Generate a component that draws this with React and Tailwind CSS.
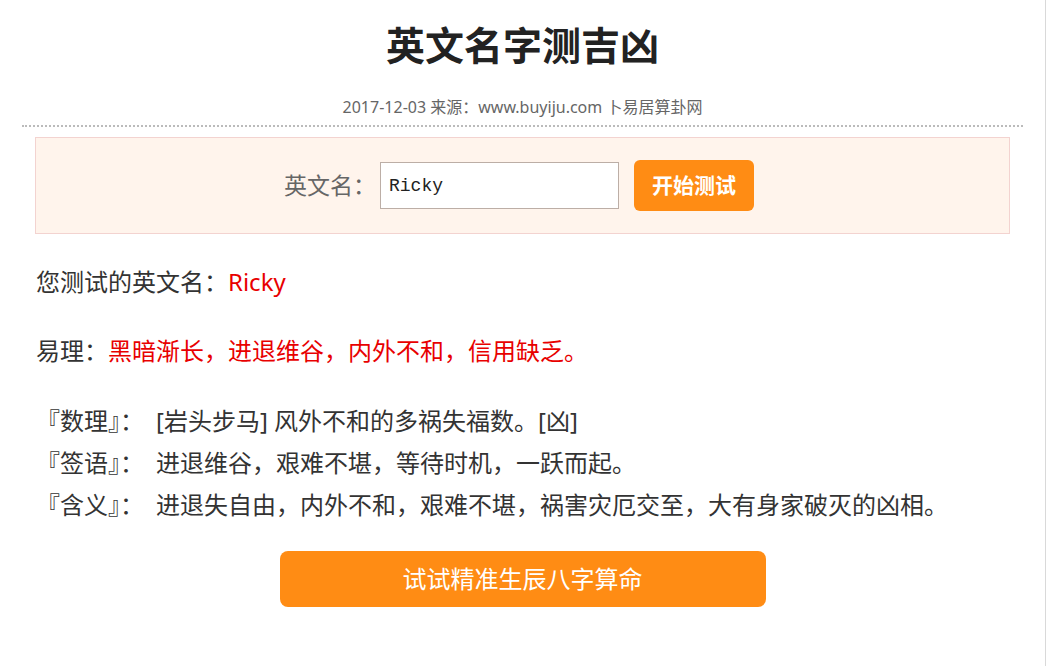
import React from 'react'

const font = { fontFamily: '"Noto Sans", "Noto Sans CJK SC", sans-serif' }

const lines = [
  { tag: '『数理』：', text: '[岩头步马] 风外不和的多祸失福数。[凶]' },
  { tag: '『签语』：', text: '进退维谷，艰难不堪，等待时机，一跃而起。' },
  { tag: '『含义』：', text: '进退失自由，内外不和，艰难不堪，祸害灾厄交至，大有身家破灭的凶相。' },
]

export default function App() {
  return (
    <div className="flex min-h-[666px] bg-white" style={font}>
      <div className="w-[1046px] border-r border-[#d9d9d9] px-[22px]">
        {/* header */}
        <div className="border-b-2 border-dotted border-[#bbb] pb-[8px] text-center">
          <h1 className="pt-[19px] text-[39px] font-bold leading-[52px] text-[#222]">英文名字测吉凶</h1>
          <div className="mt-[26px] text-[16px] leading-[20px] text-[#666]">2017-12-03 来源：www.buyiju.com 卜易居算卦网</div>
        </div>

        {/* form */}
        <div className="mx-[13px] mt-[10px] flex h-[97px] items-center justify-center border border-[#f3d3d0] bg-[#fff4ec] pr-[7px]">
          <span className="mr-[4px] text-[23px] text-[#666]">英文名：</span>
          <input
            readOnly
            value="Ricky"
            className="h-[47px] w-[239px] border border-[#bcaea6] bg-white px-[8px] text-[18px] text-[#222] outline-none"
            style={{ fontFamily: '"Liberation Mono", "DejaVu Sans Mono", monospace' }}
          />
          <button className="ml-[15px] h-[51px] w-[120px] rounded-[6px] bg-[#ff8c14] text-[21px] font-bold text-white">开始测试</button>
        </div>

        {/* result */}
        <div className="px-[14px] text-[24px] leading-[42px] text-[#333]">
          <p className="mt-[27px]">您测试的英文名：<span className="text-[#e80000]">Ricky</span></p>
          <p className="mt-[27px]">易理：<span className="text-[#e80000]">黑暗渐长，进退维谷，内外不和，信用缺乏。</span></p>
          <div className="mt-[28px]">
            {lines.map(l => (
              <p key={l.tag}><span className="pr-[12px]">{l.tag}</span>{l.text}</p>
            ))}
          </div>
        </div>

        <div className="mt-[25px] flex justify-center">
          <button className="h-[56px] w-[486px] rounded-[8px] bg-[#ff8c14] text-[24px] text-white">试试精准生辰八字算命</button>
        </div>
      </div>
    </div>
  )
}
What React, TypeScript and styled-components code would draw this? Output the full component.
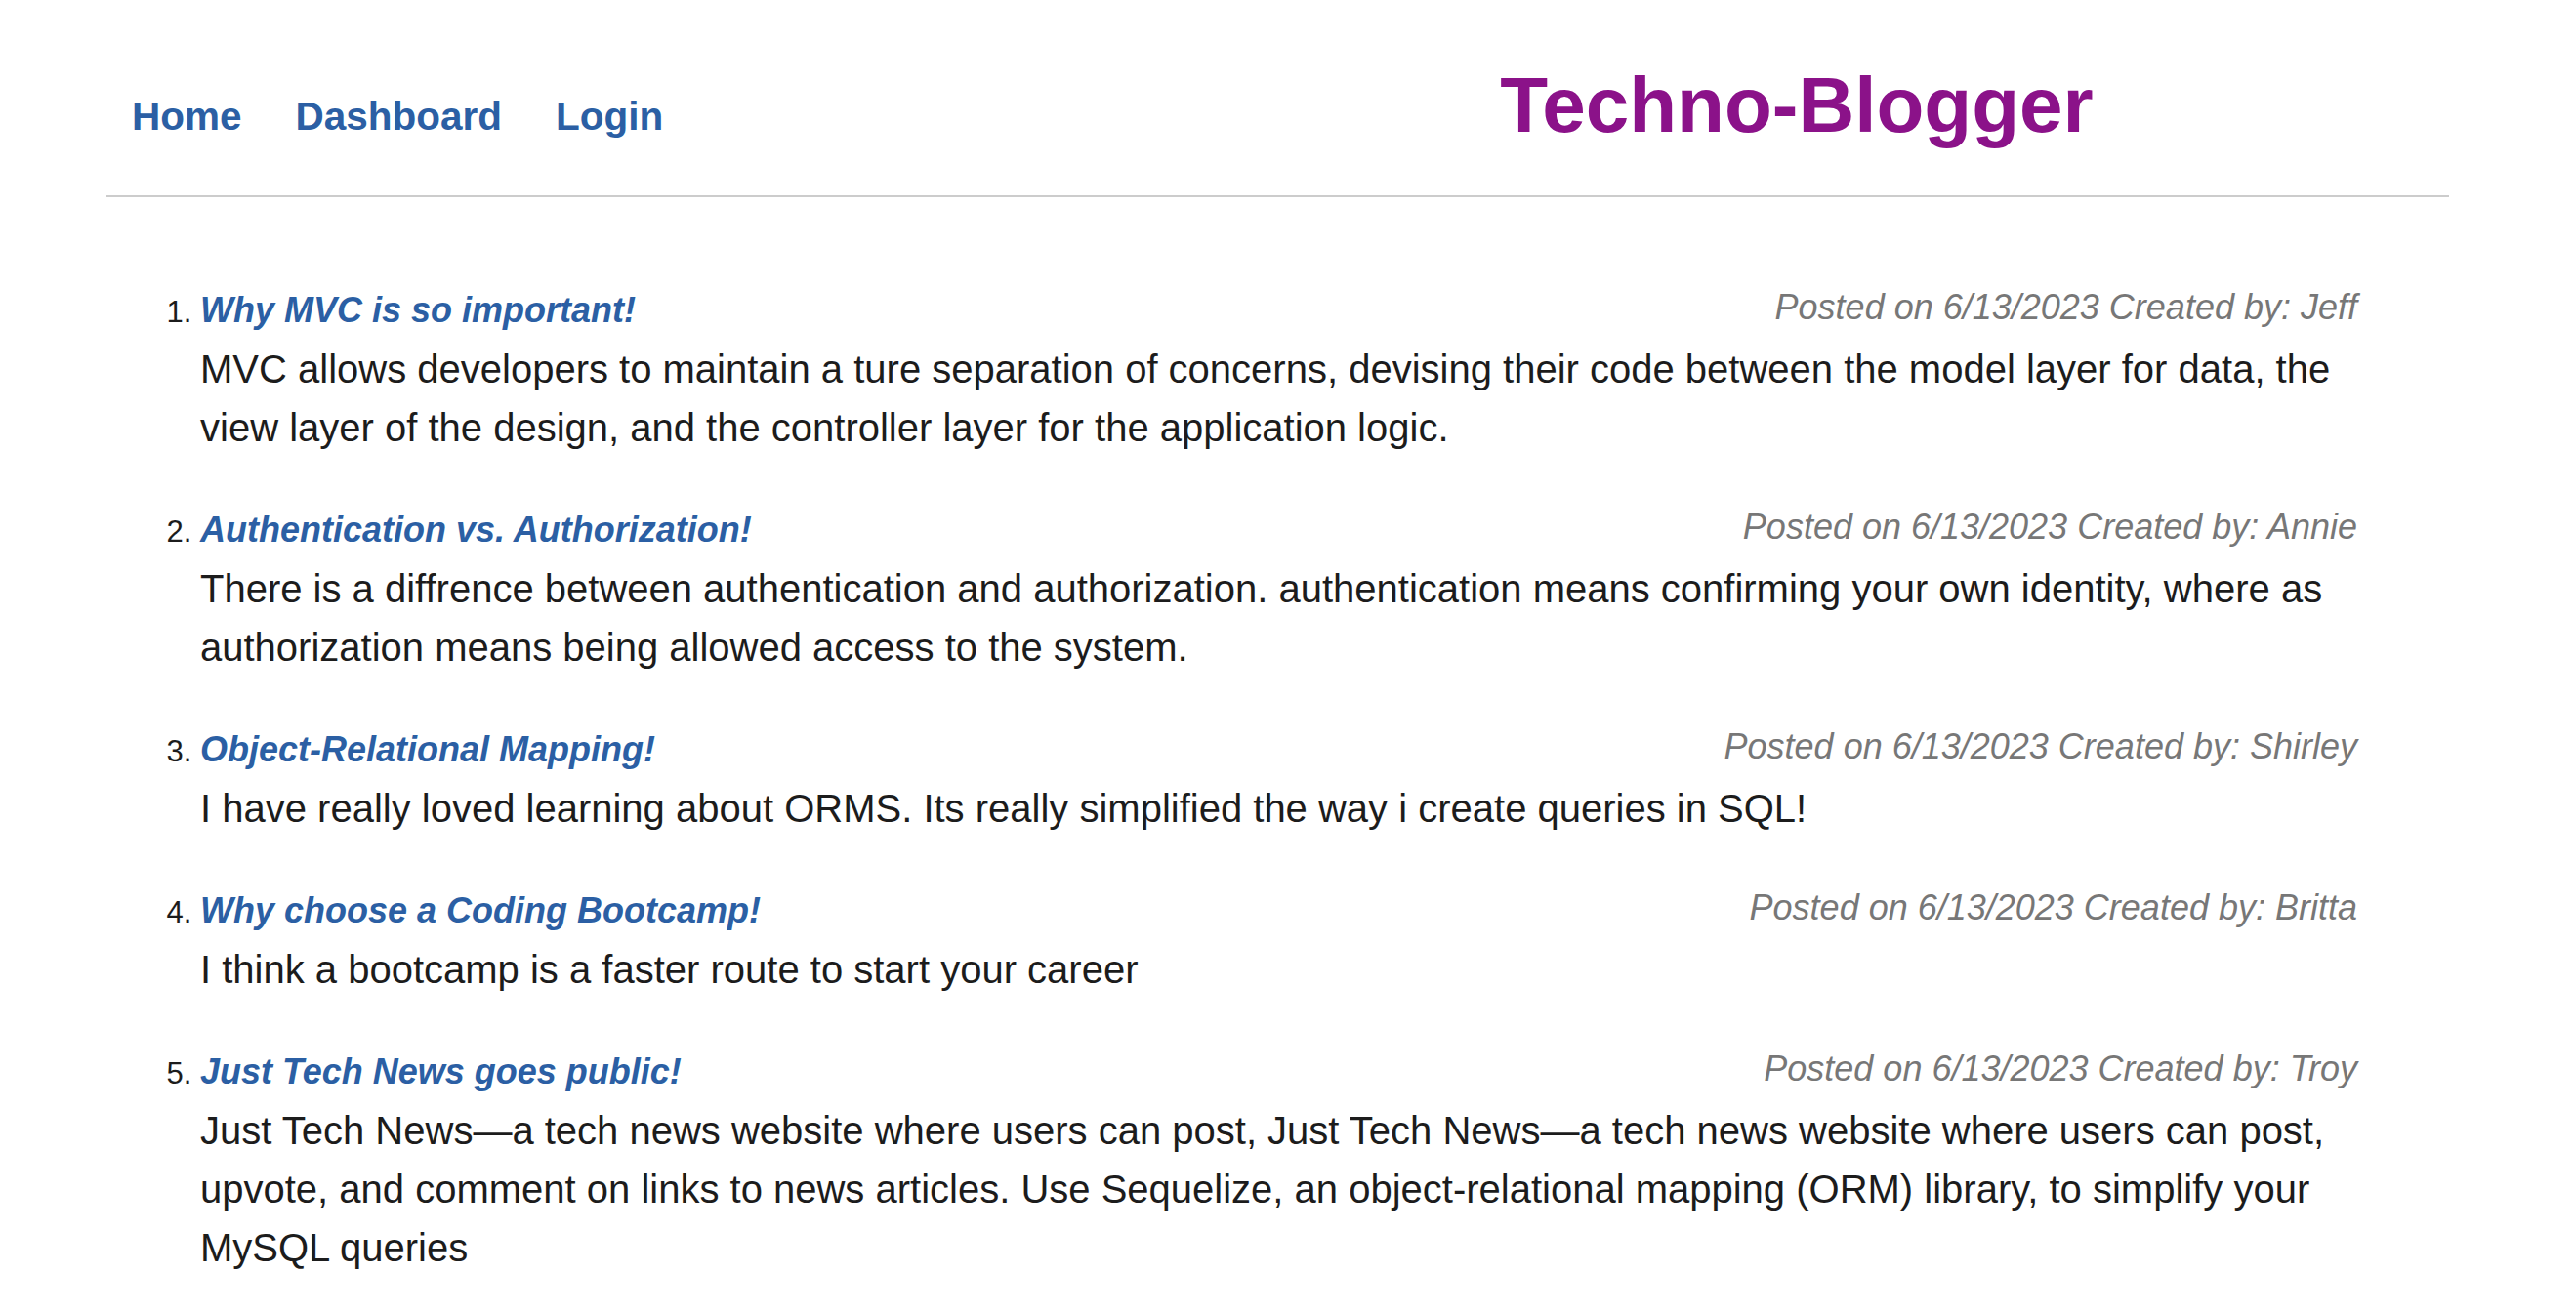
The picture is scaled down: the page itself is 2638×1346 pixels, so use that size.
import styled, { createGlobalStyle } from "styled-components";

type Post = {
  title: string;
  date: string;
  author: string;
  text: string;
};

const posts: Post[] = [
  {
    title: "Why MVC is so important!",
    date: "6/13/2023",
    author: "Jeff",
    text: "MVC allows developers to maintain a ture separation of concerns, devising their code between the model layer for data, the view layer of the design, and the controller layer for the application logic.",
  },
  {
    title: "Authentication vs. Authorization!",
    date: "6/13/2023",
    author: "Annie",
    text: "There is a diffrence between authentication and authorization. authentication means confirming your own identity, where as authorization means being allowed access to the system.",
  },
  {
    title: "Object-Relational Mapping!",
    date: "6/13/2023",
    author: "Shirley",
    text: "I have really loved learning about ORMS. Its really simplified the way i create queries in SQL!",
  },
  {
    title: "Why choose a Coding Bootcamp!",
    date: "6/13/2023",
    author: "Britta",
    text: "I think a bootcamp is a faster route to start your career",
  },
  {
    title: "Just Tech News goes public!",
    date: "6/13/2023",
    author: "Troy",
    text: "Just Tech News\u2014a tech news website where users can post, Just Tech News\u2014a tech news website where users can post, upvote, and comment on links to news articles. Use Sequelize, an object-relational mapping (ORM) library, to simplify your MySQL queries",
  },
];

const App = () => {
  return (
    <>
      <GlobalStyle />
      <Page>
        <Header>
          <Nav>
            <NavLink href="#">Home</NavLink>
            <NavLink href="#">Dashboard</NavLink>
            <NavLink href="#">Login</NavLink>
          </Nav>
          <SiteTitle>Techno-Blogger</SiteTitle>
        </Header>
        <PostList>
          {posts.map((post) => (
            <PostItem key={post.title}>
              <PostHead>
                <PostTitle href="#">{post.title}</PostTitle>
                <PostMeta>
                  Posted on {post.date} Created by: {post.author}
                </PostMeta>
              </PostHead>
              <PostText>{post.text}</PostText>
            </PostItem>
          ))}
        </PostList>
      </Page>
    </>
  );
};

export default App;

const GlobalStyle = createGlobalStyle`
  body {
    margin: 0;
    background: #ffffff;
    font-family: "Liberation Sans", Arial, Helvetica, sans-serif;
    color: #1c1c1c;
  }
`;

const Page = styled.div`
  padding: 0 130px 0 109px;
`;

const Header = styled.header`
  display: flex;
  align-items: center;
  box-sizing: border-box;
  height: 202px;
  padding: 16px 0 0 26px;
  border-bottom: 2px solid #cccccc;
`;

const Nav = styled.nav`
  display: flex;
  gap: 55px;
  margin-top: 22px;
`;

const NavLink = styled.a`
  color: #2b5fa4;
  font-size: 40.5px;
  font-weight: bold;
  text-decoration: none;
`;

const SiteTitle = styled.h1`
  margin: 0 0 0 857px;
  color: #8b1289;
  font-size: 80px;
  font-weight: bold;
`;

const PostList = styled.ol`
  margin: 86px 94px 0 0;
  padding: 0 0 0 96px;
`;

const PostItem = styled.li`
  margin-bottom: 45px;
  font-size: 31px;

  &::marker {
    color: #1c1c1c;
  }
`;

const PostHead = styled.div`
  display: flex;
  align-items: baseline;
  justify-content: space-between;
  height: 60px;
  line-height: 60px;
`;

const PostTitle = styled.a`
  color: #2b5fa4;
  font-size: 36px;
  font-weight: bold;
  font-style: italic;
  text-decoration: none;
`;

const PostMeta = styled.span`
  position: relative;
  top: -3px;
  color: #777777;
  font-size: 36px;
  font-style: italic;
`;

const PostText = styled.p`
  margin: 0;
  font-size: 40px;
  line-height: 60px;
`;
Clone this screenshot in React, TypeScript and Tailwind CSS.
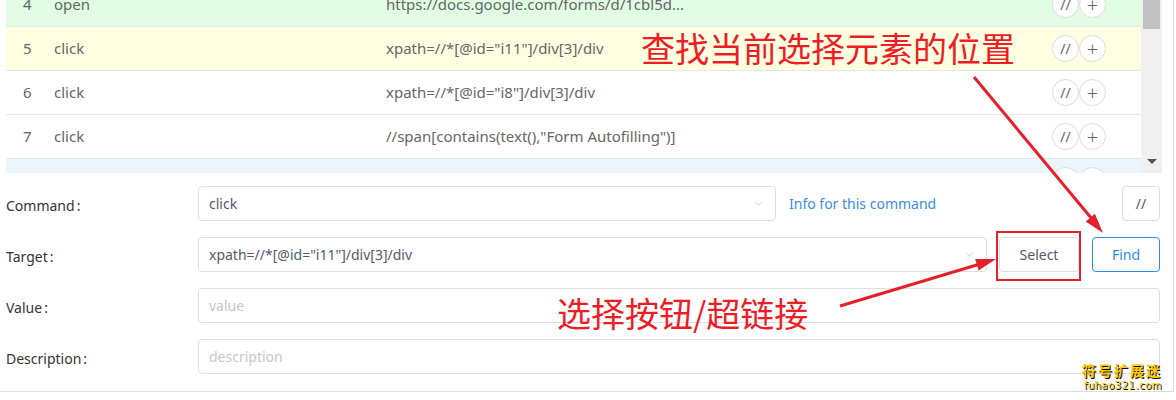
※ ※ ※
Above are some records. Count the lines among them with the word "components", and answer with the number only.

2